Música é número, a adoração do número, é álgebra ressonante. Mas a própria essência do número não conterá um elemento de mágica, um toque de feitiçaria? A música é uma teologia do número, uma arte austera e divina, mas uma arte em que todos os demônios estão interessados e que, entre tôdas as artes, é a mais susceptível ao demoníaco. Pois ela é ao mesmo tempo código moral e sedução, lucidez e embriaguez, um apêlo ao mais intenso estado de alerta e um convitre ao mais doce sonho de encantamento, razão e anti-razão – em suma, um Mistério com tôda a iniciação e os ritos educativos que desde Pitágoras foram parte integrante de todos os mistérios. E os sacerdotes e mestres da música são os iniciados, os preceptores dêsse ser duplo, a totalidade demoníaco-divina do mundo.
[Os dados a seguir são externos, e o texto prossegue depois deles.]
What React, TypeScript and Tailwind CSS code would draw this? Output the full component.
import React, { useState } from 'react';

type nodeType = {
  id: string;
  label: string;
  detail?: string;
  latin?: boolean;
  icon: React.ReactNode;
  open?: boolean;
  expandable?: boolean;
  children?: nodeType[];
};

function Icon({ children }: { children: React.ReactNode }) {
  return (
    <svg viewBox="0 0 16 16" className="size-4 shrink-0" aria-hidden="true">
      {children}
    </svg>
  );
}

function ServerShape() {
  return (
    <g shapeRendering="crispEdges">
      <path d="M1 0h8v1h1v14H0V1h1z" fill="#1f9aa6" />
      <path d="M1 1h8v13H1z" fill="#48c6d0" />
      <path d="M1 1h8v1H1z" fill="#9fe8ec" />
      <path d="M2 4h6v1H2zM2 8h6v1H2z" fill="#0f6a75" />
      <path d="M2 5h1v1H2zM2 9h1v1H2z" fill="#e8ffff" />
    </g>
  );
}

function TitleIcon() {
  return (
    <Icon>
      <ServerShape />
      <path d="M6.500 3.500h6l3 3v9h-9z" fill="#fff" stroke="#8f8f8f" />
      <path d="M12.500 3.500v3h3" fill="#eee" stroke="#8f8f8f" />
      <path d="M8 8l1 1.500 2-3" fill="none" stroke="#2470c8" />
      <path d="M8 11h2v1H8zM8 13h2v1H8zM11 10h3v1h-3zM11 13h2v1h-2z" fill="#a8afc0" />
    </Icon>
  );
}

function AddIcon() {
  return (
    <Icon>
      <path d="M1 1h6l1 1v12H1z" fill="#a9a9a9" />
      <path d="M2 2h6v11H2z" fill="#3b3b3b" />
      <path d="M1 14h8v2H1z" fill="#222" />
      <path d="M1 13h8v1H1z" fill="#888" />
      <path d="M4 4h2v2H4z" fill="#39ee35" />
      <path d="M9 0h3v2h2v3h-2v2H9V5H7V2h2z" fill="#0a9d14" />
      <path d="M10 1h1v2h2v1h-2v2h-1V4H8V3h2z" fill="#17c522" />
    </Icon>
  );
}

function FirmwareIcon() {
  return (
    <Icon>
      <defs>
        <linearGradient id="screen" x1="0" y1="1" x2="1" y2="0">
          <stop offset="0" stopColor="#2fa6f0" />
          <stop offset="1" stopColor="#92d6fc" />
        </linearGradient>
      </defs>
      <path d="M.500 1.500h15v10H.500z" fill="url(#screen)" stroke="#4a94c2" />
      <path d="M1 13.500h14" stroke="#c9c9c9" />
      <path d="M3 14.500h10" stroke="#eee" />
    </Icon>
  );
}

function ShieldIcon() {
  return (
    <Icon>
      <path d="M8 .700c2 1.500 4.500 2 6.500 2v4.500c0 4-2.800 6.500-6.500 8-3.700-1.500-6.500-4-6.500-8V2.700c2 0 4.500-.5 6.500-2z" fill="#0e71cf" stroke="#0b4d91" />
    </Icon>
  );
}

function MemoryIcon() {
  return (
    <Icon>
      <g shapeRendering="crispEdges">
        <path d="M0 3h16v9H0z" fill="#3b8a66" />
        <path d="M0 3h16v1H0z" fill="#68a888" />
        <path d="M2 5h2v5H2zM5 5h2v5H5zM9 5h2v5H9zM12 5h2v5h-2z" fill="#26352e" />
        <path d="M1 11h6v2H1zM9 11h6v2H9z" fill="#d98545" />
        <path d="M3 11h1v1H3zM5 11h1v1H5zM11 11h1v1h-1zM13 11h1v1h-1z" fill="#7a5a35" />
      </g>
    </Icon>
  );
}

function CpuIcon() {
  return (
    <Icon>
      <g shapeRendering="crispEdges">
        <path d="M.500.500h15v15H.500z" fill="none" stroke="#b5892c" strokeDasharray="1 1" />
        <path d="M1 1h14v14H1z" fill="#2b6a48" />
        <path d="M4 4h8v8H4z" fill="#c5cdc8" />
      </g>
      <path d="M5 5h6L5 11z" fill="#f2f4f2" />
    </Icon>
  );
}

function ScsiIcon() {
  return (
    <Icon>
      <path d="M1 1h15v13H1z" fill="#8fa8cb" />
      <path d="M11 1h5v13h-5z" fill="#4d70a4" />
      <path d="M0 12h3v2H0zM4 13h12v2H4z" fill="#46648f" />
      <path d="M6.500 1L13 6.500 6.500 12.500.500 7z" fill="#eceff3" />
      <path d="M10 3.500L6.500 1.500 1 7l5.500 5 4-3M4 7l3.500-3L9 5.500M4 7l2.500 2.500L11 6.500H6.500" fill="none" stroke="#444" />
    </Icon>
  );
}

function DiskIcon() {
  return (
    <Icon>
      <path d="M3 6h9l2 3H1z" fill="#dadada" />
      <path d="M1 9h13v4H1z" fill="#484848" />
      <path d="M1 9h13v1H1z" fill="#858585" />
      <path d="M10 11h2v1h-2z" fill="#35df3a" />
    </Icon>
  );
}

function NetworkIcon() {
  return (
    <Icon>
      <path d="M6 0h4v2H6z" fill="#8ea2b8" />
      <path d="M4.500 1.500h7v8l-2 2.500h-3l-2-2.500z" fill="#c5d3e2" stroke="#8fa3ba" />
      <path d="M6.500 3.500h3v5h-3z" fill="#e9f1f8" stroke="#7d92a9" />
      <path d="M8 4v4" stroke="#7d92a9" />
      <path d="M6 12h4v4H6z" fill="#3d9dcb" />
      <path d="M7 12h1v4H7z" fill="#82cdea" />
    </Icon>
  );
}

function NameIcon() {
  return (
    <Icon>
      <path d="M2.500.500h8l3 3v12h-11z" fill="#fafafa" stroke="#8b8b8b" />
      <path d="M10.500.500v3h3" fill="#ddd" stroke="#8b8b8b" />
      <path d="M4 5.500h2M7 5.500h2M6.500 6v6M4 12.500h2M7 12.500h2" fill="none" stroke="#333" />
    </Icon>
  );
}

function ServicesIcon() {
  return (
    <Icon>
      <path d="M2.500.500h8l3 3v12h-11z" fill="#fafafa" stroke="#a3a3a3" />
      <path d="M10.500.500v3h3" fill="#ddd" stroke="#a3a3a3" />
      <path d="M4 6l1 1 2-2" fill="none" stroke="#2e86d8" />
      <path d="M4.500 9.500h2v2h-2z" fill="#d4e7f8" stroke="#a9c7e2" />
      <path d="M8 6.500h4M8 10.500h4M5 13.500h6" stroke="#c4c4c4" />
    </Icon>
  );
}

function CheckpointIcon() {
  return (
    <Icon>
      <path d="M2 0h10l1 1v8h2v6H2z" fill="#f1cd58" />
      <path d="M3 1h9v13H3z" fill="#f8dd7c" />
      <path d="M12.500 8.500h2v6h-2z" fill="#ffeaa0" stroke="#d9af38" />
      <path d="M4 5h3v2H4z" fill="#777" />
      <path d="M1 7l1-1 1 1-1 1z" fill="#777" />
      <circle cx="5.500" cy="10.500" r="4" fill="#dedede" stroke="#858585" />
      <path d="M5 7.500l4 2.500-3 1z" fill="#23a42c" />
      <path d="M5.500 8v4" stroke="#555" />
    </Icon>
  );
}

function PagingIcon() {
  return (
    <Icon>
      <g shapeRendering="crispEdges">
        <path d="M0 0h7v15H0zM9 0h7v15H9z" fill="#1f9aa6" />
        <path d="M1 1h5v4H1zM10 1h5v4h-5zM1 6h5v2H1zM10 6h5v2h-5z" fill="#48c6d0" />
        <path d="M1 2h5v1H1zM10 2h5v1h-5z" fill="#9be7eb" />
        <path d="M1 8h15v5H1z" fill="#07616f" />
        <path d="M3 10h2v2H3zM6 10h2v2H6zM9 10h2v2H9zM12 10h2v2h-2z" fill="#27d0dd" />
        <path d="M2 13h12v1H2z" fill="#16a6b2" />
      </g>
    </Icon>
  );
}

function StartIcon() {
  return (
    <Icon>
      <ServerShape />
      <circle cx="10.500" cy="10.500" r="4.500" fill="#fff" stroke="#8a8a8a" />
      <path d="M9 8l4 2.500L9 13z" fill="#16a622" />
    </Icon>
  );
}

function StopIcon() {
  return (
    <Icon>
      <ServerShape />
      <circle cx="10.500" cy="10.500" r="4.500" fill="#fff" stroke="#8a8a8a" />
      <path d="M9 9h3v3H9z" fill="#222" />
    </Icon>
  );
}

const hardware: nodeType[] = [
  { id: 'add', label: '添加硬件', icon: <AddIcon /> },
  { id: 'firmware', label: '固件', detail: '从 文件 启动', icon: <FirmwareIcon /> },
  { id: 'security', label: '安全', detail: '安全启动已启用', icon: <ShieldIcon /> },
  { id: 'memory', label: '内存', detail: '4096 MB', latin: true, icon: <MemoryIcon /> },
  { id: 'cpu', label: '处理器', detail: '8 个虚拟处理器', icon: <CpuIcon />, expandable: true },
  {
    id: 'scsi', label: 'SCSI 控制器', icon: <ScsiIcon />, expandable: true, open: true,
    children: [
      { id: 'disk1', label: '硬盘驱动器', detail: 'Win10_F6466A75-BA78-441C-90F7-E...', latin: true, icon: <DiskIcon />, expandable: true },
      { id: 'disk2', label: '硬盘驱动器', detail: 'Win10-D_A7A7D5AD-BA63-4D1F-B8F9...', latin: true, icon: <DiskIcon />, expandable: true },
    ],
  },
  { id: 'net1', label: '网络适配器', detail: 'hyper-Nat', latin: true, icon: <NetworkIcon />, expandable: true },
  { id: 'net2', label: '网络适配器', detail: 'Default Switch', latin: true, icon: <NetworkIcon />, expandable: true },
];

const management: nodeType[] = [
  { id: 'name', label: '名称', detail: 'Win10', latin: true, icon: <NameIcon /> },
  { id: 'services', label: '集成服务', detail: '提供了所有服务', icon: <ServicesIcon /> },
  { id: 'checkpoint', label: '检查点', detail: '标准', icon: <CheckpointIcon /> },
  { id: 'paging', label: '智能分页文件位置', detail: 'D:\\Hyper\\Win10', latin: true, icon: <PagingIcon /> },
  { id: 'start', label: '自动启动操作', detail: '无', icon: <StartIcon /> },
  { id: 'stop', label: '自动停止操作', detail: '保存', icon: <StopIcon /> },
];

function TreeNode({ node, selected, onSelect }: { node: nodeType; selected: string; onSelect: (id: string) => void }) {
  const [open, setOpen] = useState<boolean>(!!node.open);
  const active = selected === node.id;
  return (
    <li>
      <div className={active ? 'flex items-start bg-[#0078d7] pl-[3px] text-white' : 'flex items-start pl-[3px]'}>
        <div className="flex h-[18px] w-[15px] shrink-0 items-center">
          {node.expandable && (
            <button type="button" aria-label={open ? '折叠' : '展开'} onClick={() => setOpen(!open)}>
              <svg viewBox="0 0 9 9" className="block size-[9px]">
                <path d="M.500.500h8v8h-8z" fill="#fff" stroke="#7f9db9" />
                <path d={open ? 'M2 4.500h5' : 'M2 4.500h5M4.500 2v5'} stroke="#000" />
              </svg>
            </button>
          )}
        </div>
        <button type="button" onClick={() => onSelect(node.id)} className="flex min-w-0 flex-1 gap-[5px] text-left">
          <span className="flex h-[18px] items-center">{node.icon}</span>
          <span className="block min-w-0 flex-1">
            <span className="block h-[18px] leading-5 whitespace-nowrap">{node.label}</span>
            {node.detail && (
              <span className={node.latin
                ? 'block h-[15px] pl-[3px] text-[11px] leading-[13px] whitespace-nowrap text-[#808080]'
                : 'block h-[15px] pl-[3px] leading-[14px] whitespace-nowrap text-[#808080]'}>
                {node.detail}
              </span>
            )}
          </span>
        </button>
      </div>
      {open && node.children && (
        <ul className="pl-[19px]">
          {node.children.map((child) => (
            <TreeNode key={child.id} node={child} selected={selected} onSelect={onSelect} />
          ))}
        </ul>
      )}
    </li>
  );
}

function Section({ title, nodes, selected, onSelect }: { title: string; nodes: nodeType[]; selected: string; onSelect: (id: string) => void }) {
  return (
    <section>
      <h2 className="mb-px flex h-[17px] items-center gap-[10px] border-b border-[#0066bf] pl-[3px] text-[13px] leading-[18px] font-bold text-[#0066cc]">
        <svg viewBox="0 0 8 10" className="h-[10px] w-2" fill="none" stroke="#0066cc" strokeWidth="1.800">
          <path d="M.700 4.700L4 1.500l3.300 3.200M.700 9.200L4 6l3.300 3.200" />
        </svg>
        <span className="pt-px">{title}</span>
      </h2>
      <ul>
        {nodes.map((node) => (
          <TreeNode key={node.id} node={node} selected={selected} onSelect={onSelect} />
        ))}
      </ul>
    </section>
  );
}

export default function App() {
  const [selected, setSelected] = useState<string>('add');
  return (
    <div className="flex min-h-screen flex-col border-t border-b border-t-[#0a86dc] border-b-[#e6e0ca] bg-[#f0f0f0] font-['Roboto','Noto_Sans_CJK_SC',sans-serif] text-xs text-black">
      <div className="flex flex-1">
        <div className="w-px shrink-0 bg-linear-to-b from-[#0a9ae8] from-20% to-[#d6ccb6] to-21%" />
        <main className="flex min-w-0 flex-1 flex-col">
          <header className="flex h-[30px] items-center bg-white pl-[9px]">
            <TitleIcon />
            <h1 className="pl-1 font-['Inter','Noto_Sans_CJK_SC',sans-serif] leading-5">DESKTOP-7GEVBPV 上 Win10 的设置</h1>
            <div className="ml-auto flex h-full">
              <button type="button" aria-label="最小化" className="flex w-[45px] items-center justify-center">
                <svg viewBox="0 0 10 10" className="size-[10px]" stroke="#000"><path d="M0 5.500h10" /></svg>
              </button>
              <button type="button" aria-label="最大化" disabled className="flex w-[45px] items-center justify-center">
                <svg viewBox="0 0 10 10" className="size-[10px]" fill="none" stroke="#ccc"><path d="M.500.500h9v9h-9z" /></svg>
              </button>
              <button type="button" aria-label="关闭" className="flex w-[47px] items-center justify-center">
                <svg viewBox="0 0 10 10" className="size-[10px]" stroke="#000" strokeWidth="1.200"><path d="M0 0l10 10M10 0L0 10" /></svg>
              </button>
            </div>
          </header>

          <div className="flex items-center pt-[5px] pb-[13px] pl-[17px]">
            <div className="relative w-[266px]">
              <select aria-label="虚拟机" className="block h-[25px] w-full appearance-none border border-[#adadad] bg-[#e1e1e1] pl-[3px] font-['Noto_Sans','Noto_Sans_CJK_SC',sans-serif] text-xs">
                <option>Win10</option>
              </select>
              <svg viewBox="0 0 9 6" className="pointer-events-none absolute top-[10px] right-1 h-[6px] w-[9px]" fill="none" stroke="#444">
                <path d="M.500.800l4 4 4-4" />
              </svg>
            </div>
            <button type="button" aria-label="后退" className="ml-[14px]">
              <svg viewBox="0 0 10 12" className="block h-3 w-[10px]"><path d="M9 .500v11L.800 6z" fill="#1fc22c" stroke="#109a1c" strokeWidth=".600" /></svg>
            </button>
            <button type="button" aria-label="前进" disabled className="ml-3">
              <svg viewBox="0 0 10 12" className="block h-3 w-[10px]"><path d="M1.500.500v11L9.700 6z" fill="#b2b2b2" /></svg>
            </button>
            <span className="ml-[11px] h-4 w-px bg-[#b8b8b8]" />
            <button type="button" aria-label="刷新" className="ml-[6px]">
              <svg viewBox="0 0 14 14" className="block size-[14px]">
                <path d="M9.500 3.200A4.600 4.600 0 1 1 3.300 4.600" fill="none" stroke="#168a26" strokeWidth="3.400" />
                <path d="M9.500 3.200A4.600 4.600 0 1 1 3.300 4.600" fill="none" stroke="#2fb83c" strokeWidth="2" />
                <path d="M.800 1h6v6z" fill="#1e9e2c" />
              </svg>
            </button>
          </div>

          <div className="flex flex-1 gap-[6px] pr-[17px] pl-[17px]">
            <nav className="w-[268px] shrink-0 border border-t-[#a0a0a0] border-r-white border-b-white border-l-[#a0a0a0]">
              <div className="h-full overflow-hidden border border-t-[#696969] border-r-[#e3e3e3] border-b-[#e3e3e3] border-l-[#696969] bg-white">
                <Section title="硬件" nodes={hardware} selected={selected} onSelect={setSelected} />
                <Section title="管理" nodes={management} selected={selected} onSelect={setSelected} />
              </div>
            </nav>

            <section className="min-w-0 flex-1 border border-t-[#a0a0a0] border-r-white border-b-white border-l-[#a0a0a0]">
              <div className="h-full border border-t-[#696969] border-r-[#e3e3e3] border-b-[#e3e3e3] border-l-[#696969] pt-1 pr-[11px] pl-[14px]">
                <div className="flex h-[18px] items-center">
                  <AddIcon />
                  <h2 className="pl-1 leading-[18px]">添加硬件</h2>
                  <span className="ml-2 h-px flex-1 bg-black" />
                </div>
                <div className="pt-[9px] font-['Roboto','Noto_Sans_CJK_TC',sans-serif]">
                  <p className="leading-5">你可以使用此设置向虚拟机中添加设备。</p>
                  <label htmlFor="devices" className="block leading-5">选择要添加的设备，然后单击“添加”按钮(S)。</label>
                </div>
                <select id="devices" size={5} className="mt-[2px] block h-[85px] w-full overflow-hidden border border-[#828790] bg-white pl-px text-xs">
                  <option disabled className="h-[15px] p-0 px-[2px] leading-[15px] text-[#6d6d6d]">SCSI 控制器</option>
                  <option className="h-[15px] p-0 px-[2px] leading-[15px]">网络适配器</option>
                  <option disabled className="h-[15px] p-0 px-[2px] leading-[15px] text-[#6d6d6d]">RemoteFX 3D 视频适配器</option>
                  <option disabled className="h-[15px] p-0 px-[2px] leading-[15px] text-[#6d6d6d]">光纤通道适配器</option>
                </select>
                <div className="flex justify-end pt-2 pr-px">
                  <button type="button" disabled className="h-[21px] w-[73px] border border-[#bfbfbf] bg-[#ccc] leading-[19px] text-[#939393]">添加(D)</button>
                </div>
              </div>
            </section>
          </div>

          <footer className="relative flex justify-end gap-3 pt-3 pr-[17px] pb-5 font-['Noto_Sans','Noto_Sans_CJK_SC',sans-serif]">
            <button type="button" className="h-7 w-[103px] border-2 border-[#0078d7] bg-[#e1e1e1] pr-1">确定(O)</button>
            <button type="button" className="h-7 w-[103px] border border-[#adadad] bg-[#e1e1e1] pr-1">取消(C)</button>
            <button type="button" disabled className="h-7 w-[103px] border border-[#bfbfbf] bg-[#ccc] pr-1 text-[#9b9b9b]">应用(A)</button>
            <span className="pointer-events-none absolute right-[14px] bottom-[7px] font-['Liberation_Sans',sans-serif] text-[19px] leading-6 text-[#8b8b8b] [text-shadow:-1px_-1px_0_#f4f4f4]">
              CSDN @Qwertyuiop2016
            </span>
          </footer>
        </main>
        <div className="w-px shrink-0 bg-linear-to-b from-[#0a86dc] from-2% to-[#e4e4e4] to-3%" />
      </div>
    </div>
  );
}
Vida, humanidade e cultura.

Durante as últimas décadas os povos do ocidente, os alemães em primeiro lugar, ficaram decepcionados com a razão, na qual tinham posto excessiva confiança. E assim, numa espécie de voluptuoso desespêro, dedicaram-se a um culto exagerado e tendencioso das fôrças da treva, ao irracional e ao demoníaco. Pensaram ver a vida na anti-razão. Julgaram-na chamados a defendê-los contra a inteligência, e assim fazendo perderam de vista o verdadeiro conceito de humanidade, que nunca é uma parte ou outra, mas só atinge a realização no Mistério do todo. Num tremendo sofrimento, êsses povos do Ocidente voltam-se para recuperar êsse conceito religioso. Apoderou-se dêles uma esperança apaixonada no sentido de um mundo melhor e mais justo —mais justo em todos os sentidos, inclusive o de um equilíbrio humano mais feliz. É a esperança de uma humanidade que, ao invés de reprimir e portanto exasperar o irracional, aceita francamente, venera e portanto santifica essas fôrças demoníacas e coloca-as ao serviço da cultura.

Não admira que tantos corações se inclinem com maior fervor e ansiedade do que nunca para os mistérios da música e que ao mesmo tempo os problemas da educação tomem o primeiro lugar nos pensamentos e nos debates públicos.